Motivée par ces résultats obtenus chez la souris, l’équipe de recherche de Pierre Maechler a passé à l’étape suivante: déterminer leur pertinence chez l’humain. En collaboration avec de nombreux scientifiques dont des équipes des Hôpitaux universitaires genevois (HUG), ils ont alors comparé le taux de 1,5-anhydroglucitol de personnes diabétiques avec celui de non-diabétiques. «Nous avons pu observer une diminution de cette molécule chez les personnes diabétiques.
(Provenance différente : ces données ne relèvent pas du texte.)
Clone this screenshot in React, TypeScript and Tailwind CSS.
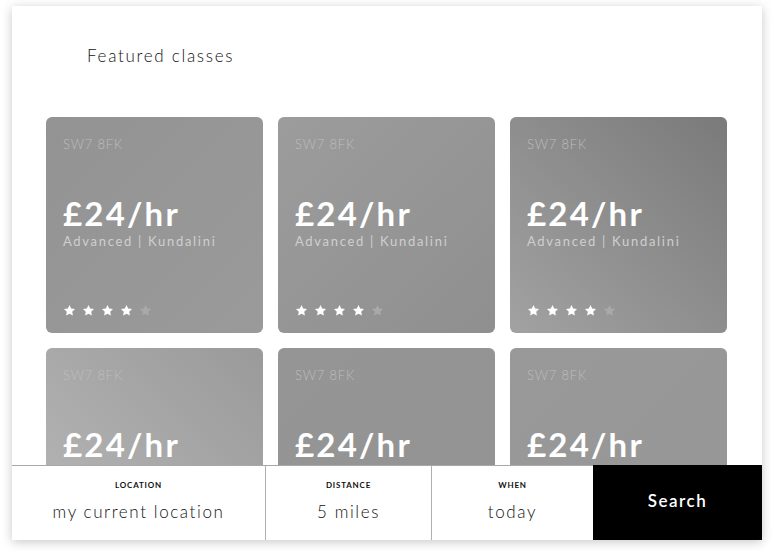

C’était très motivant, d’autant plus que cette diminution était observable quels que soient les symptômes, et même avant l’apparition d’un diabète», indique Cecilia Jiménez-Sánchez, postdoctorante au Département de physiologie cellulaire et métabolisme et première auteure de l’étude.

Lorsque le diabète commence à se développer mais qu’aucun symptôme n’est encore décelable, une partie des cellules bêta du pancréas (en vert) disparaissent (image de droite) en comparaison d’un individu sain (image de gauche). Cette diminution jusque-là impossible à détecter avec des examens non invasifs pourrait être repérée en mesurant le taux de 1,5-anhydroglucitol dans le sang.

Lorsque le diabète commence à se développer mais qu’aucun symptôme n’est encore décelable, une partie des cellules bêta du pancréas (en vert) disparaissent (image de droite) en comparaison d’un individu sain (image de gauche). Cette diminution jusque-là impossible à détecter avec des examens non invasifs pourrait être repérée en mesurant le taux de 1,5-anhydroglucitol dans le sang.

© UNIGE – Laboratoire du Prof. Pierre Maechler

«Le diabète est une maladie complexe dans laquelle de nombreux changements métaboliques entrent en jeu en parallèle. Il était donc indispensable de tester la pertinence de ce marqueur chez des personnes qui subiraient une perte brutale de leurs cellules bêta mais ceci sans trouble métabolique, explique Pierre Maechler. C’est en étudiant le taux de 1,5-anhydroglucitol chez des individus dont la moitié du pancréas a été chirurgicalement supprimée que nous avons pu véritablement démontrer que le 1,5-anhydroglucitol est un indicateur sanguin de la quantité fonctionnelle des cellules bêta du pancréas».

À tester chez différents types de patients

Cette découverte ouvre de nouvelles pistes pour la prévention du diabète, en particulier chez les personnes à risque. Une simple prise de sang suivie d’un test spécifique peu onéreux permettrait ainsi d’identifier chez elles un potentiel diabète en cours de développement et de prendre des mesures avant que la situation ne soit irréversible. «Nous prévoyons encore de tester la pertinence de cette molécule chez différents types de patients et à différentes échelles de temps, mais il devrait permettre de grands progrès dans le suivi des personnes à risque», conclut Pierre Maechler.